Requirements
Skip the pictures. Set down, word for word, the lines from the start of the material up to and including the line with "string; value: string;".

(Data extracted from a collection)
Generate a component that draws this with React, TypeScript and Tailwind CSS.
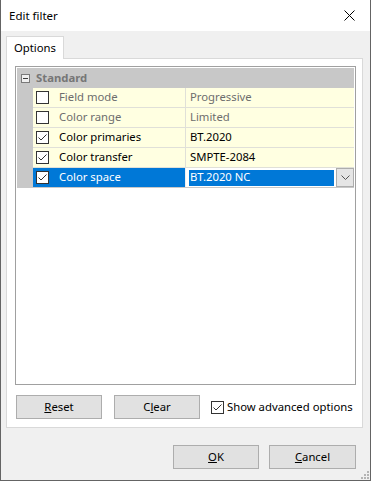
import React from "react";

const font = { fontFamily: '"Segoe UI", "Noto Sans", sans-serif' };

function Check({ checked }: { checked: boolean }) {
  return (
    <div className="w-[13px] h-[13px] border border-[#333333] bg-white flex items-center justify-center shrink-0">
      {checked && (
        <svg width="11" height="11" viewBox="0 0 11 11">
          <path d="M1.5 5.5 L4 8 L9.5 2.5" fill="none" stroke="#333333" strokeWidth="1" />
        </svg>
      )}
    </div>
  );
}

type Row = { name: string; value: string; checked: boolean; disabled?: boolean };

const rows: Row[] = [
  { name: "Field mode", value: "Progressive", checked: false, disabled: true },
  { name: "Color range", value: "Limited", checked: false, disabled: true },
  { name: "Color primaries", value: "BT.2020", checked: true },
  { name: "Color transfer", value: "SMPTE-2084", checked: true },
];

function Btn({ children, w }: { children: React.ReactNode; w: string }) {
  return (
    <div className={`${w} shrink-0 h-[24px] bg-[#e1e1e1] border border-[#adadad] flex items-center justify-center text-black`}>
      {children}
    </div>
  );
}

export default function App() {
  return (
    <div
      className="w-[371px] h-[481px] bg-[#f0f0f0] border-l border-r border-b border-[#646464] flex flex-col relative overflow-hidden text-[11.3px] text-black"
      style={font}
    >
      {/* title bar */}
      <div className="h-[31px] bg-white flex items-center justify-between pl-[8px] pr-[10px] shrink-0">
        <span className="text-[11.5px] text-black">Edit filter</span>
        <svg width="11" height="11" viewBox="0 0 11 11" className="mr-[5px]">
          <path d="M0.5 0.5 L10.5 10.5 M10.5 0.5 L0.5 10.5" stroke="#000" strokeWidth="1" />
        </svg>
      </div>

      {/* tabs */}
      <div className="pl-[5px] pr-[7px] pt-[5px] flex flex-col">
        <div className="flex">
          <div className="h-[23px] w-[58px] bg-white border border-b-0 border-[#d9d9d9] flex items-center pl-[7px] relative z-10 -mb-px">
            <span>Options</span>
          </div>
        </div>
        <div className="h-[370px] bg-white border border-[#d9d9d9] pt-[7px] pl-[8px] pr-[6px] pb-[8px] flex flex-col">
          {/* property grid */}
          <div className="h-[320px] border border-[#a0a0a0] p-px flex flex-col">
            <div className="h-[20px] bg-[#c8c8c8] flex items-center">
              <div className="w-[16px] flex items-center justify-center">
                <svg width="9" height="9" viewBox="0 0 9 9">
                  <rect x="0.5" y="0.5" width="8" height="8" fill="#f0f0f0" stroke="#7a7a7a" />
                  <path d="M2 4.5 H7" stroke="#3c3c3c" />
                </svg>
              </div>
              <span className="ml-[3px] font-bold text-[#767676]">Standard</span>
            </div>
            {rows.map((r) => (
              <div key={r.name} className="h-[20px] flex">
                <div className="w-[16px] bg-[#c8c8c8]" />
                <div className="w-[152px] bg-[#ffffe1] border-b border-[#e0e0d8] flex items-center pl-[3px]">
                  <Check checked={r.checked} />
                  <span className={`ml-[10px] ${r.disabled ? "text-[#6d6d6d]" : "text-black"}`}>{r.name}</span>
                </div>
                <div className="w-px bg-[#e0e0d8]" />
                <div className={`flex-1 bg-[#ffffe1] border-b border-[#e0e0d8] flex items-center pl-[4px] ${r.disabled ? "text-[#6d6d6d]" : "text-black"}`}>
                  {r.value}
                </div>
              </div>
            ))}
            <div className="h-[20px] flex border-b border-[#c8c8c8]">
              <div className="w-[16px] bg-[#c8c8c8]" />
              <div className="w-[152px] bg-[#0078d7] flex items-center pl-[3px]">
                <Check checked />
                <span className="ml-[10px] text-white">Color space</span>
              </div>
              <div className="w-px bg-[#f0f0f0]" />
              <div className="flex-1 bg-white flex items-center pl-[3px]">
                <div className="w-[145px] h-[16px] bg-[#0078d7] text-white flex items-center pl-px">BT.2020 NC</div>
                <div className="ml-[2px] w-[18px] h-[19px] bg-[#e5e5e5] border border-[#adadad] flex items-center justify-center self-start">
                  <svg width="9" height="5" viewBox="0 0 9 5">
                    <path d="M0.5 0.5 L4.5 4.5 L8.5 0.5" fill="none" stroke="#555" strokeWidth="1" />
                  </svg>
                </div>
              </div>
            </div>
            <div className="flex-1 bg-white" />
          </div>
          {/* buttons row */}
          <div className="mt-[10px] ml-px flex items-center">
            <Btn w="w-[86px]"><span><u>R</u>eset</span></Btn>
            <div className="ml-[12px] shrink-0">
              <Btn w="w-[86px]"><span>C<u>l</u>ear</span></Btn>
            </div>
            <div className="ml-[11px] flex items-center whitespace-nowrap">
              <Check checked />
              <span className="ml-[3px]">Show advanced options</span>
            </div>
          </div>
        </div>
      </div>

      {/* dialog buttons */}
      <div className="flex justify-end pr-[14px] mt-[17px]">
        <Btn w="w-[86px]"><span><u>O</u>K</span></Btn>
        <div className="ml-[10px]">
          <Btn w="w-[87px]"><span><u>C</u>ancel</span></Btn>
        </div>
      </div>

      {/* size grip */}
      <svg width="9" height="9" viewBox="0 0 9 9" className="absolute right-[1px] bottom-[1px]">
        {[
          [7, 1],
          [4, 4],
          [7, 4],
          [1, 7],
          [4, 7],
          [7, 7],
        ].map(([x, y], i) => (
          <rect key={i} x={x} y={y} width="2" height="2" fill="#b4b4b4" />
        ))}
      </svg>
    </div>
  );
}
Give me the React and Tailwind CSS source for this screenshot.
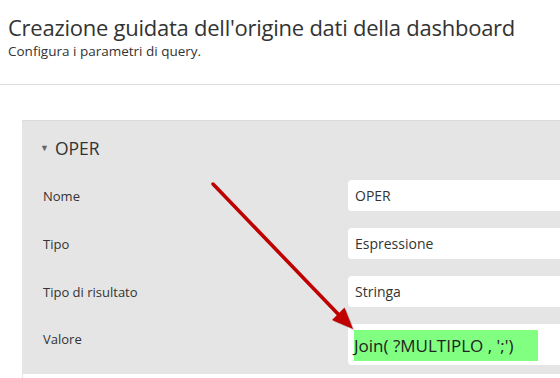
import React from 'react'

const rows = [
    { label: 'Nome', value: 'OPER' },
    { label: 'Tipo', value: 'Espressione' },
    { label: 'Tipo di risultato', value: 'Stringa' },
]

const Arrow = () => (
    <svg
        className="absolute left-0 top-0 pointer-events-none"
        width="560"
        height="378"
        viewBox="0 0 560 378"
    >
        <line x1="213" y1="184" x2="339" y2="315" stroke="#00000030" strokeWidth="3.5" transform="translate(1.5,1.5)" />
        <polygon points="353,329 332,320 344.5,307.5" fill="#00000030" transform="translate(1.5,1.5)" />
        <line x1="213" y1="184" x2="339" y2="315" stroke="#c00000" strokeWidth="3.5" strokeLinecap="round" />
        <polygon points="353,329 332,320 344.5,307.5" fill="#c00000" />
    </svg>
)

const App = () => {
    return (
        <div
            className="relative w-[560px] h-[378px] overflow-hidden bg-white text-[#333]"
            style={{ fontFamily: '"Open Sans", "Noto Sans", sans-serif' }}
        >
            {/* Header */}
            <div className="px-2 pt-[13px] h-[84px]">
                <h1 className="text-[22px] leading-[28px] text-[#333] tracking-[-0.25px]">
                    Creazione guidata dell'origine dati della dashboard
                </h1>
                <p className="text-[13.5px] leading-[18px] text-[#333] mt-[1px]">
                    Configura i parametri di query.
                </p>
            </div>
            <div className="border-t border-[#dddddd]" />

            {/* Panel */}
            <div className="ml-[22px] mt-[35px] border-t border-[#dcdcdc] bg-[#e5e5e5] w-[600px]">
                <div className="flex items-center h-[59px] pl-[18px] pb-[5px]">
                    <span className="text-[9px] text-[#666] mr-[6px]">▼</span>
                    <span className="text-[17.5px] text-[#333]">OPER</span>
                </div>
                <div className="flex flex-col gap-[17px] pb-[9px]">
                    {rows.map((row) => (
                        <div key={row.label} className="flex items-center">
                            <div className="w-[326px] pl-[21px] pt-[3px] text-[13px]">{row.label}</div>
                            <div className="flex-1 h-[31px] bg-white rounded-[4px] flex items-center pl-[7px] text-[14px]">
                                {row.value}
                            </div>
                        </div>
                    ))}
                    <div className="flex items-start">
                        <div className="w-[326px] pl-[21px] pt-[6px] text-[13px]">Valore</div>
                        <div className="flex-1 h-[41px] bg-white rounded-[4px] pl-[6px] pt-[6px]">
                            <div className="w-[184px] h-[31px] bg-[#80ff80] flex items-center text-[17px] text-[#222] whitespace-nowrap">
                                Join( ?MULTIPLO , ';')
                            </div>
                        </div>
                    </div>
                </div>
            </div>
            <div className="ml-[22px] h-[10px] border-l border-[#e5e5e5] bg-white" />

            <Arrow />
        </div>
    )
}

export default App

Correct answer
Generate a component that draws this with React, TypeScript and Tailwind CSS.
import React from "react";

const font = { fontFamily: '"Segoe UI", "Noto Sans", sans-serif' };

function Check({ checked }: { checked: boolean }) {
  return (
    <div className="w-[13px] h-[13px] border border-[#333333] bg-white flex items-center justify-center shrink-0">
      {checked && (
        <svg width="11" height="11" viewBox="0 0 11 11">
          <path d="M1.5 5.5 L4 8 L9.5 2.5" fill="none" stroke="#333333" strokeWidth="1" />
        </svg>
      )}
    </div>
  );
}

type Row = { name: string; value: string; checked: boolean; disabled?: boolean };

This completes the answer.